Businessamlive learnt that other than this one technical staff, there are the odd couple of expatriates who come in to handle specific contract jobs when the wholly Nigerian management has need for them.
The Etisalat Nigeria problem came to a head when a consortium of banks moved on it over a foreign currency debt facility it took for an ambitious network rehabilitation and operational expansion in the country.
The consortium of local and foreign financial institutions, led by Access Bank, is trying to recover a 2015 loan facility amounting to $1.72 billion (about N541.8 billion). Etisalat Nigeria negotiated a debt servicing arrangement but ran into economic headwinds in a market where mobile voice had become saturated and leading mobile player, MTN, had remained dominant.
But there are many who see positives in this development even in the event that Mubadala leaves.
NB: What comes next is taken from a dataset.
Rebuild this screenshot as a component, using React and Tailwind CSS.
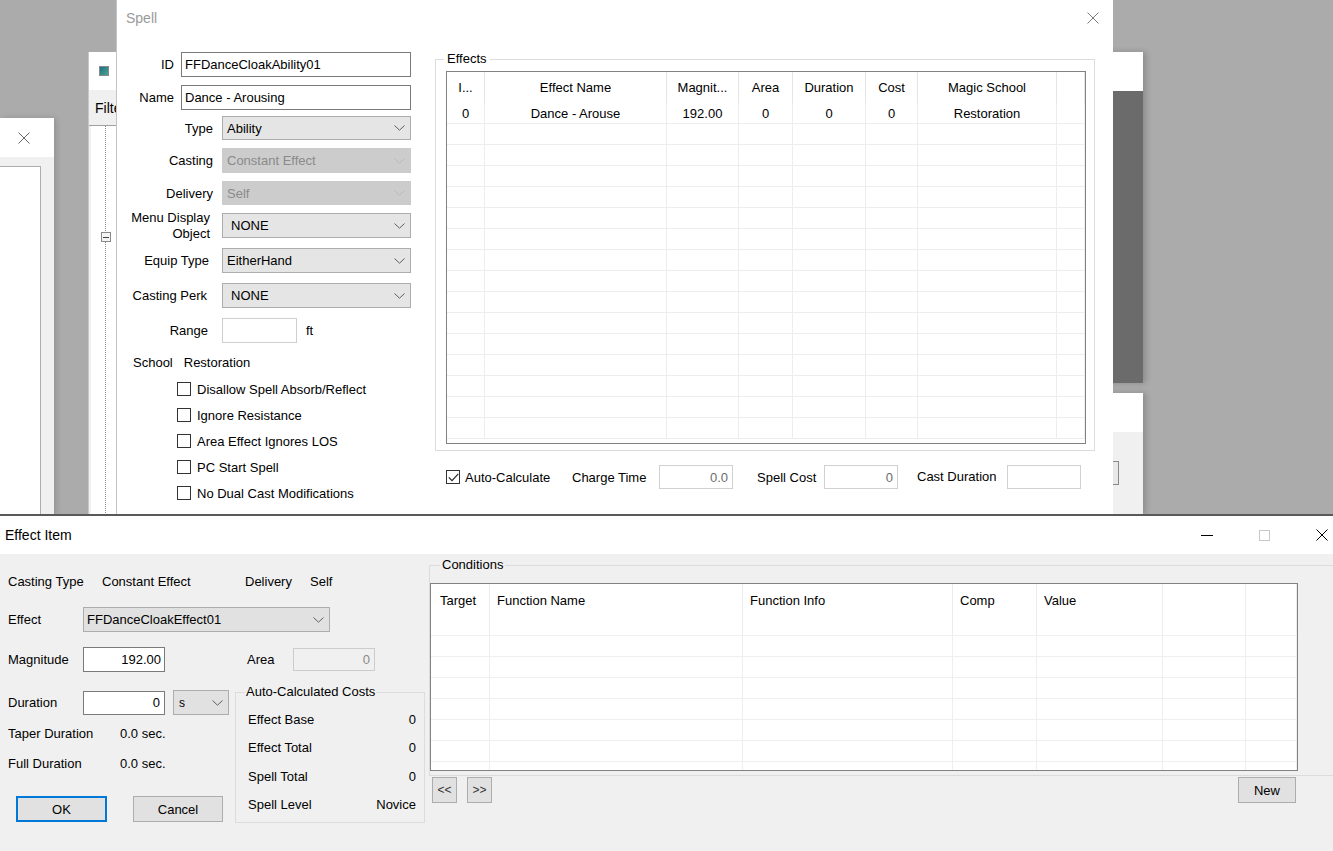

According to one investment banker, if it turns out that Mubadala decides to leave, it would open up fresh opportunity for new investors to come into the Nigerian telecom space, with also the possibility of high net worth Nigerian investors having a chance to have a go at taking stakes in the company.
Besides, the Nigerian minority investors who have worked so well with Mubadala/Etisalat UAE, who gave Nigerians a free hand to run and manage the company’s operations in the country, may be trying in the negotiations to convince the former to exercise more patience and have faith in the Nigerian team.
The company obtained its unified access license, including a mobile license and spectrum in the GSM 1800 and 900 MHZ bands from the Nigerian Communication Commission (NCC) in January 2007, but did not begin operation until 2009.
Since then, it has climbed the ladder to become Nigeria’s number four biggest mobile operator with an estimated 21 million subscribers, representing about 12.9 percent of the telecom market share as at January 2017.
Its competitors in the market include MTN, which has 60 million, or 40 percent market share; Globacom with 37million, or 24.6 percent; and Airtel with 34.6 million, or 22.8 percent.